===== Records for processing

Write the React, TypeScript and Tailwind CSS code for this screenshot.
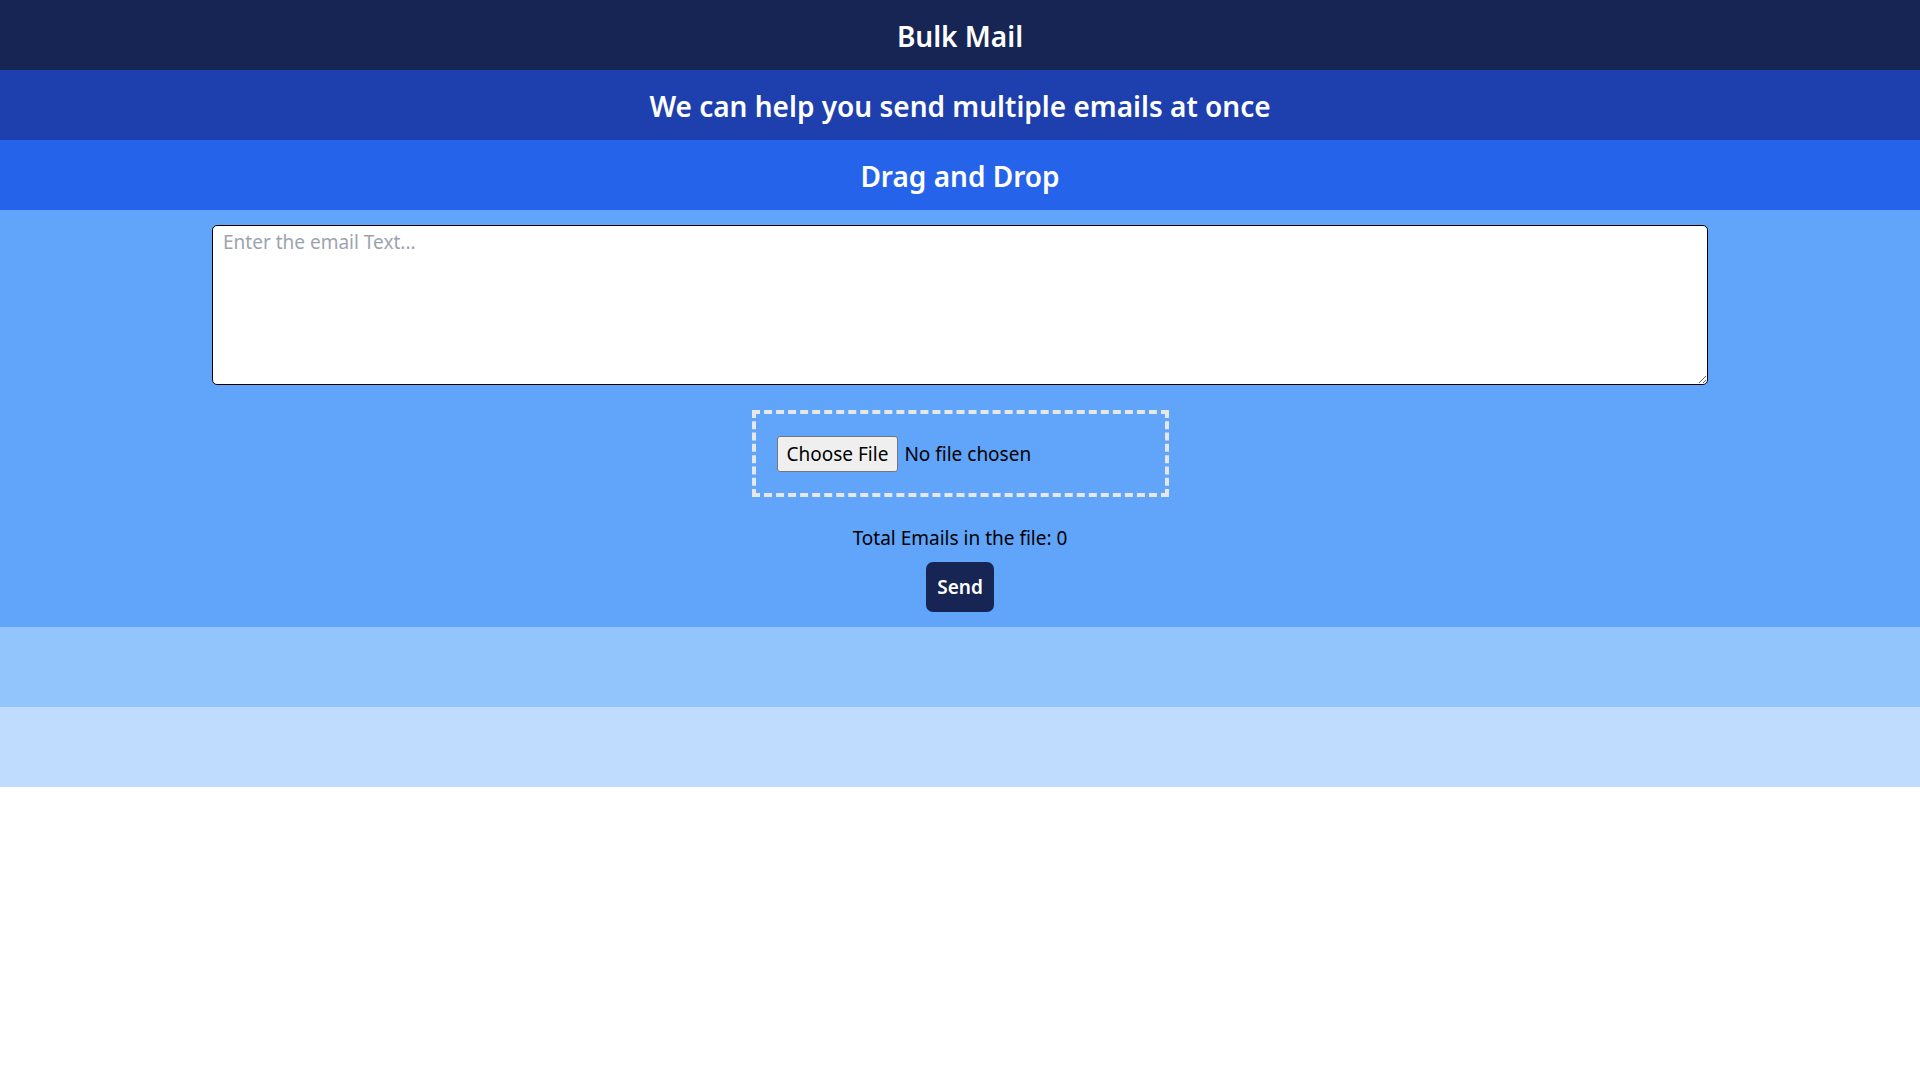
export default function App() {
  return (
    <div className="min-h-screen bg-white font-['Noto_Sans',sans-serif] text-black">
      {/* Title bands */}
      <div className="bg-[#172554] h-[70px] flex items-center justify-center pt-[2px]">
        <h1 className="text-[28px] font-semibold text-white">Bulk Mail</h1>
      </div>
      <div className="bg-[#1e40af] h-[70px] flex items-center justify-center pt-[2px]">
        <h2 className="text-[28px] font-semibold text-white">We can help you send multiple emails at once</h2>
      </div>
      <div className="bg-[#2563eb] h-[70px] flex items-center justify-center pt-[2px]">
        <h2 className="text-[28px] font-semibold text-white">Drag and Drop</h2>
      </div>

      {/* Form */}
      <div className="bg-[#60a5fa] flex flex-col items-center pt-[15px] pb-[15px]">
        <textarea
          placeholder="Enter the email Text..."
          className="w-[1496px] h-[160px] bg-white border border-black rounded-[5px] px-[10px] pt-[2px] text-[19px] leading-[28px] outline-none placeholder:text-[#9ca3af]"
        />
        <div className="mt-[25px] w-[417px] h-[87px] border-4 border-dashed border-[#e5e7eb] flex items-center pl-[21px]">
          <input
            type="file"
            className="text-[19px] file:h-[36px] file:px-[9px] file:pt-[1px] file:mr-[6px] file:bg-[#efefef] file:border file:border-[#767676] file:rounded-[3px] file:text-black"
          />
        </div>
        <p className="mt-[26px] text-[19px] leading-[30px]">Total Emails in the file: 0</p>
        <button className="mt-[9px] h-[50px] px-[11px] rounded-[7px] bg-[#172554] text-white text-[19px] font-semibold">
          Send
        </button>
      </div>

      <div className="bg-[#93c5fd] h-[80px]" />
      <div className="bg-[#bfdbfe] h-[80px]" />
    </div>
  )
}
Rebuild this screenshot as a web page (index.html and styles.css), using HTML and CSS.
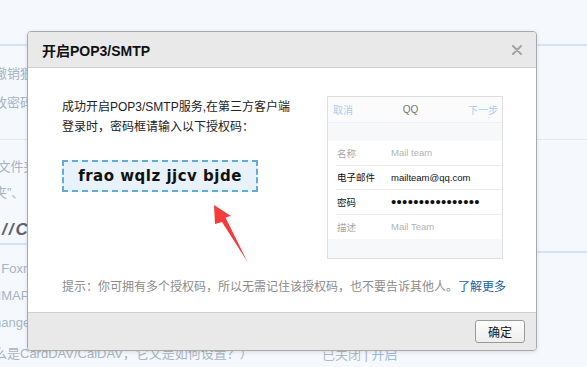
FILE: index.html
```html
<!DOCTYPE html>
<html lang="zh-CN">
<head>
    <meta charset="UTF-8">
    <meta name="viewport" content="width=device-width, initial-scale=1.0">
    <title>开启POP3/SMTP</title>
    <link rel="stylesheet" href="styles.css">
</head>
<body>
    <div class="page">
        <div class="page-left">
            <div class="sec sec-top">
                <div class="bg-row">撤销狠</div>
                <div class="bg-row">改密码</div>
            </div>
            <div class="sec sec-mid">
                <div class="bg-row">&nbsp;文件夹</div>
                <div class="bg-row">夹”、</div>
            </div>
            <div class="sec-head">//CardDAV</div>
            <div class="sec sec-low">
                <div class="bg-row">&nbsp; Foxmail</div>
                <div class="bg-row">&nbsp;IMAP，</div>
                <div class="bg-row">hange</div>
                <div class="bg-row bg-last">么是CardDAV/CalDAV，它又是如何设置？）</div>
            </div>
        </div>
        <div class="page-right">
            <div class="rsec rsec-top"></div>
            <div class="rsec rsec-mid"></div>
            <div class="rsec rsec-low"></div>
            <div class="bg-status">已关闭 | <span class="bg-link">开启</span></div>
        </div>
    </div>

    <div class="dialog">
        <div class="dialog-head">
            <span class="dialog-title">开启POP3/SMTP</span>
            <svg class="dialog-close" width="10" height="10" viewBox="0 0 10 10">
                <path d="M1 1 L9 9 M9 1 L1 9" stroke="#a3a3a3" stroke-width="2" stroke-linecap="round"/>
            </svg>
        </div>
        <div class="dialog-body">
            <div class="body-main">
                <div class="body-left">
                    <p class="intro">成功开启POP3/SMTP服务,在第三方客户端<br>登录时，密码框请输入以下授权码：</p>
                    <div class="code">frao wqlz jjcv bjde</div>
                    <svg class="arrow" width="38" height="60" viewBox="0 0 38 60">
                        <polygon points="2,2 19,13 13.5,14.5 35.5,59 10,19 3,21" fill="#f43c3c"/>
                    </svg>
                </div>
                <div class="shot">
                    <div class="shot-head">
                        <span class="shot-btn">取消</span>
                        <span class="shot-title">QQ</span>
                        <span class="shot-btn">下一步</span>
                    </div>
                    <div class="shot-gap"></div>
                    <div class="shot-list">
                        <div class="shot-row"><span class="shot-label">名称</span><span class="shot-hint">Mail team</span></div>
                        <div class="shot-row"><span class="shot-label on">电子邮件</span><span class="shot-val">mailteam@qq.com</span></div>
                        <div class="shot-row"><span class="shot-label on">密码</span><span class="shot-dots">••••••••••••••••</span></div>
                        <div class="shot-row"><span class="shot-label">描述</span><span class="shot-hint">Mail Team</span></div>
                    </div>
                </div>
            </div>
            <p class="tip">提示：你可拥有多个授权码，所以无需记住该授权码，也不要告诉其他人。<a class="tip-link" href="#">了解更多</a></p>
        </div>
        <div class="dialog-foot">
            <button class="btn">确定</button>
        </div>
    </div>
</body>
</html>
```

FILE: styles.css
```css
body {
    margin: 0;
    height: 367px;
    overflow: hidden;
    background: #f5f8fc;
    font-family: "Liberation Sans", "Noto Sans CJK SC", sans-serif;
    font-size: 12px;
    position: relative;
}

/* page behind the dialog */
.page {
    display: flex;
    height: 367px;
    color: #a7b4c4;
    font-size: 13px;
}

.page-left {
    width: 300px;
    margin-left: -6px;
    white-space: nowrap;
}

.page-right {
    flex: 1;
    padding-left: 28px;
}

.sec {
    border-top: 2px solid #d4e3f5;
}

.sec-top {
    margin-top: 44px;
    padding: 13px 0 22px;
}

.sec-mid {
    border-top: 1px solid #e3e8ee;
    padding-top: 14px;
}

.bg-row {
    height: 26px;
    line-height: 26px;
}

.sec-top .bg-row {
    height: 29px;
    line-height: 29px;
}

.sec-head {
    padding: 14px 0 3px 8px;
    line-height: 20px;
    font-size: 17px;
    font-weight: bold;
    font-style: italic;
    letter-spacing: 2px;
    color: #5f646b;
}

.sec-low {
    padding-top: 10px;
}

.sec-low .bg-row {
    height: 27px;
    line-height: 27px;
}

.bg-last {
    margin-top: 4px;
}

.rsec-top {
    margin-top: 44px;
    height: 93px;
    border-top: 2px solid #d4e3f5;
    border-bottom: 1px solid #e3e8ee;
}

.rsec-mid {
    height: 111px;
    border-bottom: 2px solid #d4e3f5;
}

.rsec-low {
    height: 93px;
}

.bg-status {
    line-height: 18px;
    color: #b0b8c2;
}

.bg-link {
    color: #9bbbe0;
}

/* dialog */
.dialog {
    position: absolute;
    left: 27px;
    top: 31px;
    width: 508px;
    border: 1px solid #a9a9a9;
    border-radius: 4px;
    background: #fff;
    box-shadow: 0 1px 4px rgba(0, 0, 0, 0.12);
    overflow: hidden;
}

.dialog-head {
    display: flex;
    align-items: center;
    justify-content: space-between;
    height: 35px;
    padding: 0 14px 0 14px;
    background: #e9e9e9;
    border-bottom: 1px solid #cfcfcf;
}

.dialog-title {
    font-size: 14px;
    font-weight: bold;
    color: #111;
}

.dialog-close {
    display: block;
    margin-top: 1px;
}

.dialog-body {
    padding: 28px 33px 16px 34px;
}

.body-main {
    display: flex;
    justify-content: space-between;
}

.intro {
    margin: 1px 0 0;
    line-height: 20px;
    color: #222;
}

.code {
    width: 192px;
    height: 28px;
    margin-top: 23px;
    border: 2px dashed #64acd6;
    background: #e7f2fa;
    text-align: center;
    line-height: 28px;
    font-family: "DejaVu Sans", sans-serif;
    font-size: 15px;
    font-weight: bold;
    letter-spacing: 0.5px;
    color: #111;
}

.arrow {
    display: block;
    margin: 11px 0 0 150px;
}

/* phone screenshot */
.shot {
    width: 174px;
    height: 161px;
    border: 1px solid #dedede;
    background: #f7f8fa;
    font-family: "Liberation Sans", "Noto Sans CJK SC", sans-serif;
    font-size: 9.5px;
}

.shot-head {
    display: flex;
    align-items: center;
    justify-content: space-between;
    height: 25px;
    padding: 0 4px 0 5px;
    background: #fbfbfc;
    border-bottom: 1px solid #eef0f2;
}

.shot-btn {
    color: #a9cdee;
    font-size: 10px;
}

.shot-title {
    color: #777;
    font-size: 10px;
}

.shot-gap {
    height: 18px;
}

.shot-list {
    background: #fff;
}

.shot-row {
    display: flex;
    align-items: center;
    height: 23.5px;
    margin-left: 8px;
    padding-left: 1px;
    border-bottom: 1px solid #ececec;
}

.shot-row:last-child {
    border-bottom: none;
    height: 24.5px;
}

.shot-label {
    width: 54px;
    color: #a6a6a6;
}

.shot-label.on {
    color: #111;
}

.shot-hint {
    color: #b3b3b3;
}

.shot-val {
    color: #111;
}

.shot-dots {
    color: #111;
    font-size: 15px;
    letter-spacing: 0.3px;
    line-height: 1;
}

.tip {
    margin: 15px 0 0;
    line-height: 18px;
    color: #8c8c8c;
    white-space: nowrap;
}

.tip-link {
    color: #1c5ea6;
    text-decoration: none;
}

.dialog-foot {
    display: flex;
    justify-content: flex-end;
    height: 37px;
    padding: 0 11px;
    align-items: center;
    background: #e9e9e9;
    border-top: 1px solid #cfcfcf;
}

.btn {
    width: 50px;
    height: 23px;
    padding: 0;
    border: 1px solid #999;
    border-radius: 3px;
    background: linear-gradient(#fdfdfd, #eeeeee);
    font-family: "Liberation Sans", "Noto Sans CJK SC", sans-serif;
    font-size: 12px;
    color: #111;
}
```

==========

» Short task: Filter lines by "this" and return each hit.

» Reply to the task:
Write the React, TypeScript and Tailwind CSS code for this screenshot.
Rebuild this screenshot as a web page (index.html and styles.css), using HTML and CSS.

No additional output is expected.